The Gold Thread is a new collection of work from the Max Gimblett studio in New York. The colourful gilded works in their tropical colours are spiritual and alive, with acid palettes and bold clear brushwork. The dark works, in contrast, are more serious. Studio manager, Matt Jones, describes them as 'answers to questions', they've decided what's right and what's wrong. The gold and silver works represent individualism; they are old magicians, as though heading for retirement, leaving behind their alchemy.
The perspectival grids add a unique time and place to the works. The grids are different to the strokes and the rich build-up of gestural colour, instead the flashy light of the gridded metal zips our eyes in a filmic manner across the picture and back again, over and over; a car racing through space.

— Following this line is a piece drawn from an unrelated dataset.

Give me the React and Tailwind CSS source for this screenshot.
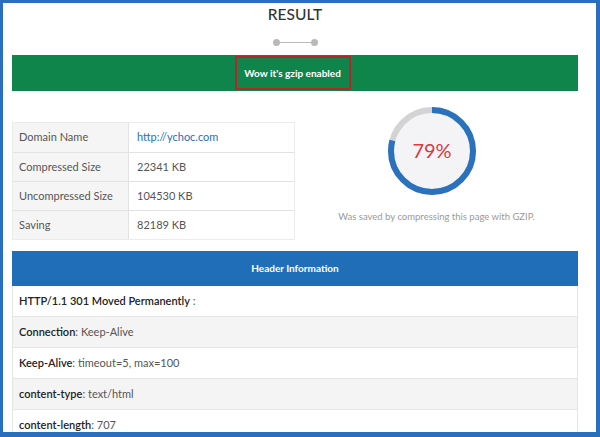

Max Gimblett is a prominent New Zealand painter. His philosophies and practices encompass influences as varied as Abstract Expressionism, Modernism, Eastern and Western spiritual beliefs, Jungian psychology and ancient cultures.
In 2009 Gimblett became one of the first New Zealand artists to have an artwork exhibited in the Guggenheim in New York. Lion (1985) was included in the exhibition titled The Third Mind: American Artists Contemplate Asia, 1860 - 1989. The piece hung next to works by international heavyweight artists such as Robert Motherwell, James Whistler, Robert Rauschenberg, Nam June Paik, John Cage and Yoko Ono and is now part of the Museum's permanent collection.
His international significance was further cemented with his inclusion in another major exhibition in the United States, this time at the Warhol Museum in Pittsburgh, Pennsylvania in 2011. The exhibition The Word of God, was a series of one-person shows representing each of the world's five major religions; Islam, Judaism, Christianity. Buddhism and Hinduism, Gimblett was the representative of Buddhism.
Born in New Zealand, Gimblett has been primarily based in New York since 1972, and continues to exhibit regularly in both locations. The mix of cultures and aesthetics is evident in Gimblett's work, which consists largely of object based paintings. His shaped canvases convey various associations and meanings connected to the oval, rectangle, tondo, keystone, and the quatrefoil, for which Gimblett is most recognised. The use of the quatrefoil refers to a multiplicity of meanings as it dates back to pre-Christian times and is found in both Western and Eastern religions symbolising such objects as a rose, window, cross and lotus.